** Start **

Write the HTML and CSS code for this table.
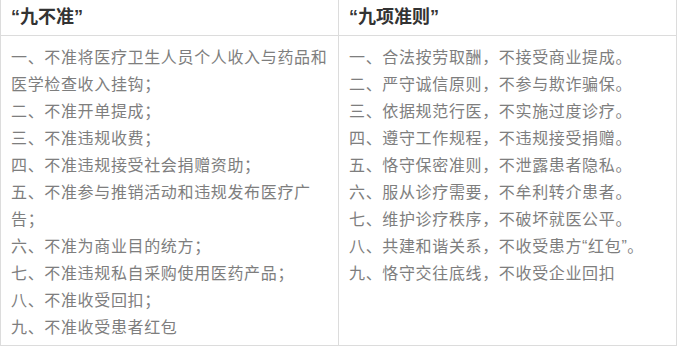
FILE: index.html
```html
<!DOCTYPE html>
<html lang="zh-CN">
<head>
<meta charset="utf-8">
<link rel="stylesheet" href="styles.css">
</head>
<body>
<table class="rules">
  <thead>
    <tr>
      <th class="col-left">“九不准”</th>
      <th class="col-right">“九项准则”</th>
    </tr>
  </thead>
  <tbody>
    <tr>
      <td class="col-left">
        <p>一、不准将医疗卫生人员个人收入与药品和医学检查收入挂钩；</p>
        <p>二、不准开单提成；</p>
        <p>三、不准违规收费；</p>
        <p>四、不准违规接受社会捐赠资助；</p>
        <p>五、不准参与推销活动和违规发布医疗广告；</p>
        <p>六、不准为商业目的统方；</p>
        <p>七、不准违规私自采购使用医药产品；</p>
        <p>八、不准收受回扣；</p>
        <p>九、不准收受患者红包</p>
      </td>
      <td class="col-right">
        <p>一、合法按劳取酬，不接受商业提成。</p>
        <p>二、严守诚信原则，不参与欺诈骗保。</p>
        <p>三、依据规范行医，不实施过度诊疗。</p>
        <p>四、遵守工作规程，不违规接受捐赠。</p>
        <p>五、恪守保密准则，不泄露患者隐私。</p>
        <p>六、服从诊疗需要，不牟利转介患者。</p>
        <p>七、维护诊疗秩序，不破坏就医公平。</p>
        <p>八、共建和谐关系，不收受患方“红包”。</p>
        <p>九、恪守交往底线，不收受企业回扣</p>
      </td>
    </tr>
  </tbody>
</table>
</body>
</html>
```
FILE: styles.css
```css
html, body {
  margin: 0;
  padding: 0;
  background: #ffffff;
}
body {
  font-family: "Liberation Sans", "Noto Sans CJK SC", sans-serif;
}
.rules {
  border-collapse: collapse;
  width: 677px;
  table-layout: fixed;
}
.rules .col-left {
  width: 338px;
}
.rules th,
.rules td {
  border: 1px solid #dcdcdc;
  text-align: left;
  vertical-align: top;
}
.rules th {
  border-top: none;
  height: 35px;
  padding: 0 10px;
  box-sizing: border-box;
  vertical-align: middle;
  font-size: 18px;
  font-weight: bold;
  color: #333333;
  line-height: 24px;
}
.rules td {
  padding: 8px 10px 4px 10px;
  font-size: 16px;
  letter-spacing: 0.65px;
  line-height: 27px;
  color: #7e7e7e;
}
.rules td p {
  margin: 0;
}
```
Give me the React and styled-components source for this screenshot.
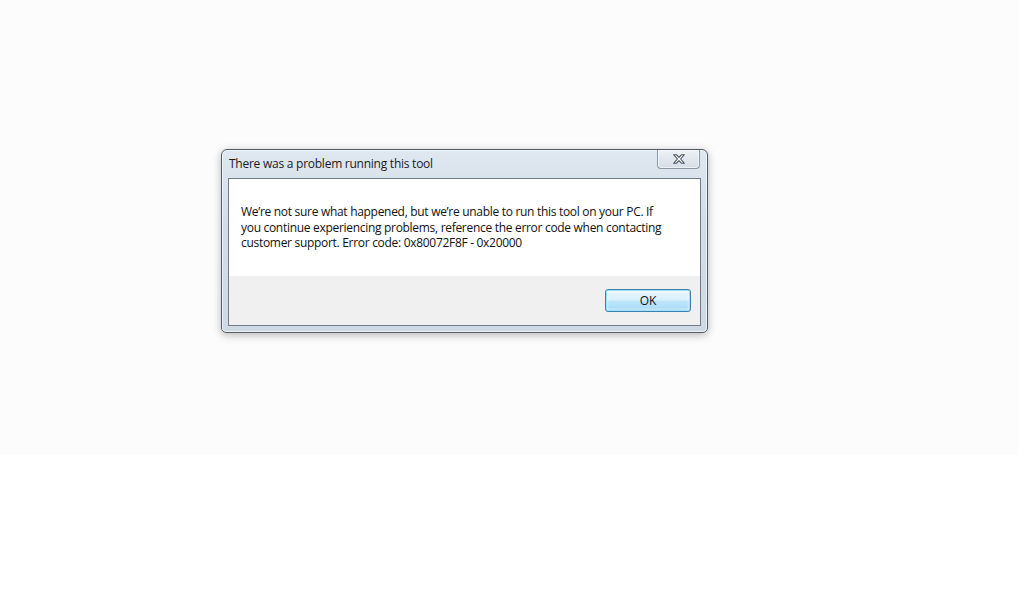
import React from 'react';
import styled, { createGlobalStyle } from 'styled-components';

const GlobalStyle = createGlobalStyle`
  html, body {
    margin: 0;
    padding: 0;
    background: #ffffff;
  }
  body {
    font-family: "Open Sans", "Noto Sans", "Liberation Sans", sans-serif;
  }
`;

const Stage = styled.div`
  height: 455px;
  background: #fcfcfc;
  padding: 149px 0 0 221px;
  box-sizing: border-box;
`;

const Window = styled.div`
  width: 487px;
  height: 184px;
  box-sizing: border-box;
  border: 1px solid #555c66;
  border-radius: 6px 6px 5px 5px;
  background: linear-gradient(180deg, #dfe7f0 0%, #d3dde8 40%, #cfd9e4 100%);
  box-shadow: 0 2px 9px rgba(0, 0, 0, 0.28), inset 0 0 0 1px rgba(255, 255, 255, 0.6);
  display: flex;
  flex-direction: column;
  padding: 0 6px 6px 6px;
`;

const TitleBar = styled.div`
  height: 28px;
  display: flex;
  align-items: flex-start;
  justify-content: space-between;
`;

const Title = styled.span`
  font-size: 12px;
  color: #1b1b1b;
  padding: 5px 0 0 1px;
  letter-spacing: -0.25px;
`;

const CloseButton = styled.div`
  width: 43px;
  height: 19px;
  margin-right: 1px;
  box-sizing: border-box;
  border: 1px solid #8d98a5;
  border-top: none;
  border-radius: 0 0 4px 4px;
  background: linear-gradient(180deg, #eef2f6 0%, #e1e7ee 50%, #d5dde6 100%);
  box-shadow: inset 0 0 0 1px rgba(255, 255, 255, 0.55);
  display: flex;
  align-items: center;
  justify-content: center;
`;

const Panel = styled.div`
  flex: 1;
  border: 1px solid #6f7c8a;
  display: flex;
  flex-direction: column;
  background: #ffffff;
`;

const Message = styled.div`
  height: 97px;
  box-sizing: border-box;
  padding: 25px 12px 0 12px;
  font-size: 12px;
  line-height: 15.5px;
  color: #111;
  letter-spacing: -0.3px;
`;

const Footer = styled.div`
  flex: 1;
  background: #f0f0f0;
  display: flex;
  justify-content: flex-end;
  align-items: flex-start;
  padding: 13px 9px 0 0;
`;

const OkButton = styled.button`
  width: 86px;
  height: 23px;
  border: 1px solid #3c7fb1;
  border-radius: 3px;
  background: linear-gradient(180deg, #e9f6fd 0%, #d9f0fc 48%, #bee6fd 52%, #a7d9f5 100%);
  box-shadow: inset 0 0 0 1px #9ce0fb, inset 0 0 3px 1px rgba(255, 255, 255, 0.8);
  font-family: inherit;
  font-size: 12px;
  color: #111;
  padding: 0;
  cursor: default;
`;

const CloseGlyph = () => (
  <svg width="14" height="12" viewBox="0 0 13 11">
    <path
      d="M1.5 1.5 L4 1.5 L6.5 4 L9 1.5 L11.5 1.5 L8 5.5 L11.5 9.5 L9 9.5 L6.5 7 L4 9.5 L1.5 9.5 L5 5.5 Z"
      fill="#ffffff"
      stroke="#4b5360"
      strokeWidth="1"
      strokeLinejoin="round"
    />
  </svg>
);

const App = () => (
  <>
    <GlobalStyle />
    <Stage>
      <Window>
        <TitleBar>
          <Title>There was a problem running this tool</Title>
          <CloseButton>
            <CloseGlyph />
          </CloseButton>
        </TitleBar>
        <Panel>
          <Message>
            We’re not sure what happened, but we’re unable to run this tool on your PC. If
            <br />
            you continue experiencing problems, reference the error code when contacting
            <br />
            customer support. Error code: 0x80072F8F - 0x20000
          </Message>
          <Footer>
            <OkButton>OK</OkButton>
          </Footer>
        </Panel>
      </Window>
    </Stage>
  </>
);

export default App;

** End **

◆ WHAT THE TASK ASKS: Find every line that includes the string "styled". Report how many there are and nothing else.

◆ EXERCISE SOLUTION: 11